Hammitt emphasized, however, that people need to guard against risk calculation becoming too self-centered.

“When performing our personal risk-reward balance, I think all of us should at least put a thumb on the scale in favor of taking more precautions, because if any of us becomes infectious we risk infecting others, including strangers, quite possibly without even knowing we are infectious,” he said.

“Science can tell us what will happen if we do one policy or another, with some error, but it can’t tell us whether that’s worthwhile.”
— James Hammitt, professor of economics and decision science

Though the risk environment has changed, the pandemic has been hard on everyone. Allen urged people to be patient with those at different levels of risk tolerance.

“We should recognize and honor that people are going to be ready to get back to doing all sorts of things at different times,” Allen said. “Some people are vaccinated and boosted and ready to be done. I think that’s a valid assessment. Other people remain quite concerned — that’s also valid. We’ve been white-knuckling it for two years, collectively, and as we start to loosen that grip, some people are going to be ready to let go entirely and some people are going to hold on tight. I think we have to start there and recognize that it’s OK. It’s become unnecessarily contentious.”
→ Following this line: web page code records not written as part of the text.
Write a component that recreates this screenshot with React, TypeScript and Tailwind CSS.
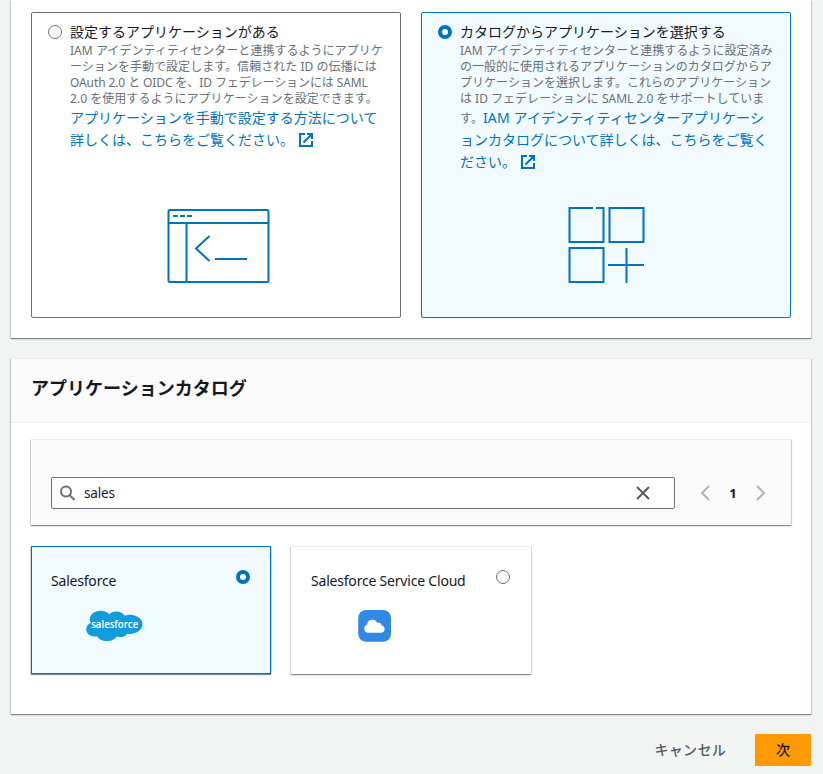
import type { ReactNode } from 'react';

function Line({ className = '', children }: { className?: string; children: ReactNode }) {
  return (
    <div className="whitespace-nowrap">
      <span className={className}>{children}</span>
    </div>
  );
}

function Radio({ checked }: { checked?: boolean }) {
  return (
    <svg width="14" height="14" viewBox="0 0 14 14" className="shrink-0">
      {checked ? (
        <circle cx="7" cy="7" r="5" fill="#fff" stroke="#0073bb" strokeWidth="4" />
      ) : (
        <circle cx="7" cy="7" r="6.5" fill="#fff" stroke="#687078" />
      )}
    </svg>
  );
}

function ExternalIcon() {
  return (
    <svg width="16" height="16" viewBox="0 0 16 16" fill="none" stroke="#0073bb" strokeWidth="2" className="shrink-0">
      <path d="M7 2H2v12h12V9" />
      <path d="M9 2h5v5M5.500 10.500 14 2" />
    </svg>
  );
}

function TerminalArt() {
  return (
    <svg width="104" height="76" viewBox="0 0 104 76" fill="none" stroke="#0073bb" strokeWidth="2">
      <rect x="1.500" y="2" width="100" height="72" rx="1.500" />
      <path d="M1.500 15h100M19.500 15v59M6 8h5M13 8h5M20 8h5M42.500 28 29 40.500 42.500 53M48 51h32" />
    </svg>
  );
}

function GridArt() {
  return (
    <svg width="78" height="78" viewBox="0 0 78 78" fill="none" stroke="#0073bb" strokeWidth="2">
      <path d="M26 2H2.500V36H36.500V2H29" />
      <rect x="42.500" y="2" width="34" height="34" />
      <rect x="2.500" y="42" width="34" height="34" />
      <path d="M59.500 42v35M41 59h36" />
    </svg>
  );
}

function SalesforceLogo() {
  return (
    <svg width="57" height="32" viewBox="0 0 57 32">
      <path
        fill="#139cdb"
        d="M23.300 4.200C25.200 2.300 27.800 1.600 30.500 1.600c3.600 0 6.700 1.600 8.400 4.200 1.600-.7 3.200-1.100 5-1.100 7 0 12.600 4.300 12.600 9.600s-5.600 9.600-12.600 9.600c-.9 0-1.700-.1-2.500-.2-1.400 2.100-4.100 3.400-7.200 3.400-1.300 0-2.500-.2-3.600-.6-1.500 2.800-5.300 4.600-9.700 4.600-4.600 0-8.400-1.900-9.900-4.800-.7.100-1.300.2-2 .2C4 26.500.200 23.200.2 19.200c0-2.800 1.700-5.100 4.500-6.300-.6-1-.9-2.100-.9-3.300C3.800 4.700 8.600.8 14.500.8c3.600 0 6.800 1.300 8.800 3.400z"
      />
      <text x="5.200" y="18" textLength="47" lengthAdjust="spacingAndGlyphs" fill="#fff" fontSize="11" fontWeight="600" fontFamily="'Open Sans', sans-serif">
        salesforce
      </text>
    </svg>
  );
}

function ServiceCloudLogo() {
  return (
    <svg width="34" height="32" viewBox="0 0 34 32">
      <rect x="0.200" y="0" width="32.800" height="31.800" rx="8" fill="#3089e3" />
      <path
        fill="#fff"
        d="M10.500 22.800a4.200 4.200 0 0 1-1.300-8.200 5.200 5.200 0 0 1 10-1.700 3.200 3.200 0 0 1 4.500 2.600 3.700 3.700 0 0 1-.5 7.300z"
      />
    </svg>
  );
}

const panel =
  'bg-white shadow-[0_1px_1px_0_rgba(0,28,36,0.3),1px_1px_1px_0_rgba(0,28,36,0.15),-1px_1px_1px_0_rgba(0,28,36,0.15)]';

export default function App() {
  return (
    <div className="h-[774px] w-[823px] overflow-hidden bg-[#f2f3f3] pl-[11px] pr-3 font-['Noto_Sans','Noto_Sans_CJK_JP',sans-serif] text-[14px] leading-[22px] text-[#16191f]">
      <section className={`${panel} flex h-[338px] gap-5 px-5 pt-3`}>
        <div className="flex h-[306px] w-[370px] flex-col rounded-[2px] border border-[#687078] bg-white pl-4 pt-2">
          <div className="flex gap-2">
            <div className="pt-1">
              <Radio />
            </div>
            <div className="h-[185px]">
              <Line>設定するアプリケーションがある</Line>
              <div className="text-[12px] leading-4 text-[#687078]">
                <Line className="tracking-[0.04px]">IAM アイデンティティセンターと連携するようにアプリケ</Line>
                <Line className="tracking-[0.04px]">ーションを手動で設定します。信頼された ID の伝播には</Line>
                <Line className="tracking-[-0.1px]">OAuth 2.0 と OIDC を、ID フェデレーションには SAML</Line>
                <Line className="tracking-[0.04px]">2.0 を使用するようにアプリケーションを設定できます。</Line>
              </div>
              <div className="text-[#0073bb]">
                <Line>アプリケーションを手動で設定する方法について</Line>
                <div className="flex items-center gap-1">
                  <Line>詳しくは、こちらをご覧ください。</Line>
                  <ExternalIcon />
                </div>
              </div>
            </div>
          </div>
          <div className="pl-[119px] pt-[2px]">
            <TerminalArt />
          </div>
        </div>
        <div className="flex h-[306px] w-[370px] flex-col rounded-[2px] border border-[#0073bb] bg-[#f1faff] pl-4 pt-2">
          <div className="flex gap-2">
            <div className="pt-1">
              <Radio checked />
            </div>
            <div className="h-[185px]">
              <Line>カタログからアプリケーションを選択する</Line>
              <div className="text-[12px] leading-4 text-[#687078]">
                <Line className="tracking-[0.03px]">IAM アイデンティティセンターと連携するように設定済み</Line>
                <Line>の一般的に使用されるアプリケーションのカタログからア</Line>
                <Line className="tracking-[0.03px]">プリケーションを選択します。これらのアプリケーション</Line>
                <Line>は ID フェデレーションに SAML 2.0 をサポートしていま</Line>
              </div>
              <div className="text-[#0073bb]">
                <div className="h-[22px]">
                  <Line className="tracking-[0.1px]">
                    <span className="text-[12px] text-[#687078]">す。</span>IAM アイデンティティセンターアプリケーシ
                  </Line>
                </div>
                <Line>ョンカタログについて詳しくは、こちらをご覧く</Line>
                <div className="flex items-center gap-1">
                  <Line>ださい。</Line>
                  <ExternalIcon />
                </div>
              </div>
            </div>
          </div>
          <div className="pl-[129px]">
            <GridArt />
          </div>
        </div>
      </section>

      <section className={`${panel} mt-5 h-[356px] border-t border-[#eaeded]`}>
        <header className="h-[64px] border-b border-[#eaeded] bg-[#fafafa] px-5 pt-[18px]">
          <h2 className="text-[18px] font-bold leading-[22px]">アプリケーションカタログ</h2>
        </header>
        <div className="px-5 pt-4">
          <div className={`${panel} flex h-[86px] items-start border-t border-[#eaeded] bg-[#fafafa]! px-5 pt-[37px]`}>
            <div className="flex h-8 w-[624px] items-center rounded-[2px] border border-[#687078] bg-white pl-[7px] pr-[23px]">
              <svg width="16" height="16" viewBox="0 0 16 16" fill="none" stroke="#687078" strokeWidth="2">
                <circle cx="7" cy="6.500" r="5" />
                <path d="m10.500 10 5 5" />
              </svg>
              <span className="ml-[9px] flex-1 text-[13.500px] tracking-[-0.15px]">sales</span>
              <svg width="16" height="16" viewBox="0 0 16 16" fill="none" stroke="#545b64" strokeWidth="2">
                <path d="m2 2 12 12M14 2 2 14" />
              </svg>
            </div>
            <div className="flex h-8 items-center pl-[22px]">
              <svg width="16" height="16" viewBox="0 0 16 16" fill="none" stroke="#aab7b8" strokeWidth="2">
                <path d="M12 1 5 8l7 7" />
              </svg>
              <span className="w-[40px] text-center text-[13px] font-bold">1</span>
              <svg width="16" height="16" viewBox="0 0 16 16" fill="none" stroke="#aab7b8" strokeWidth="2">
                <path d="m4 1 7 7-7 7" />
              </svg>
            </div>
          </div>
          <div className="mt-[21px] flex gap-5">
            <div className={`${panel} h-[128px] w-[240px] border border-[#0073bb] bg-[#f1faff]! pl-[19px] pr-5 pt-[23px]`}>
              <div className="flex items-start justify-between">
                <span className="tracking-[-0.2px]">Salesforce</span>
                <Radio checked />
              </div>
              <div className="pl-[35px] pt-[18px]">
                <SalesforceLogo />
              </div>
            </div>
            <div className={`${panel} h-[128px] w-[240px] border-t border-[#eaeded] pl-5 pr-[21px] pt-[23px]`}>
              <div className="flex items-start justify-between">
                <span className="tracking-[-0.2px]">Salesforce Service Cloud</span>
                <Radio />
              </div>
              <div className="pl-[47px] pt-[18px]">
                <ServiceCloudLogo />
              </div>
            </div>
          </div>
        </div>
      </section>

      <footer className="flex justify-end gap-[29px] pt-5 font-medium">
        <button className="tracking-[0.3px] text-[#545b64]">キャンセル</button>
        <button className="h-8 w-14 bg-[#ff9900]">次</button>
      </footer>
    </div>
  );
}
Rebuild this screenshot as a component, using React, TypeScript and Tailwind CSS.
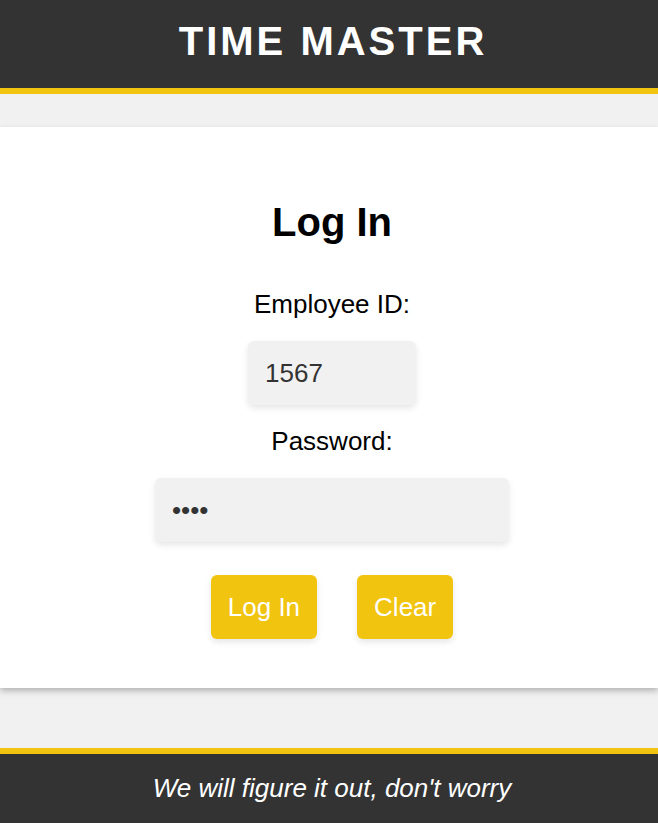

Meanwhile, the risk calculus at schools has changed, even amid conflicting guidance on masking, with recent Harvard-MGH research warning that community case levels are still too high to warrant lifting mandates for most elementary schools. While kids have always been at low risk for serious illness, early in the pandemic there was considerable risk they’d transmit to unprotected adults. With those adults — and many students — now vaccinated, the landscape has shifted. Nonetheless, Allen urged vigilance. Given the unpredictable nature of the virus, he said, communities should move to boost ventilation and filtration in schools and offices, increase vaccination rates, and step up production of rapid tests and N95 masks.

“We would be foolish to let our guard down, considering what happened over the last two years. That said, I think we should also pay attention to all of the signals right now that point to a reprieve, at least for the next couple of months,” he said. “We should use this time wisely.”

As Americans reconsider COVID risks, Allen thinks the CDC should reconsider its choice of pandemic metrics. High rates of vaccination and boosting have made cases and test-positivity rates outdated, he said. The result is that CDC risk maps show almost the entire country at substantial or high risk of infection, even when regional data — a high vaccination in Massachusetts, for example, coupled with plunging counts of viral particles in wastewater — paints an entirely different picture.

“These metrics are flawed and biased and really shouldn’t be the basis by which we decide these things,” Allen said. “In fact, this is why governors are moving ahead of the CDC, both in Republican- and Democrat-led states. I think we can look at unbiased metrics like wastewater as an earliest indicator of when we might need to tighten controls and when we can pull them back.”

It’s not just the government that gets tripped up, Hammitt said. People at both extremes of the spectrum have difficulty identifying risk. At one extreme are those who deny that COVID-19 is dangerous, despite the high death toll, or who refuse to get vaccinated despite evidence showing it protects against serious illness. At the other extreme, people practice what he described as “prevention theater,” protective measures in contexts with little risk, such as wearing masks outdoors where transmission is vanishingly small.

“Maybe it’s time to lower the panic a little,” Hammitt said.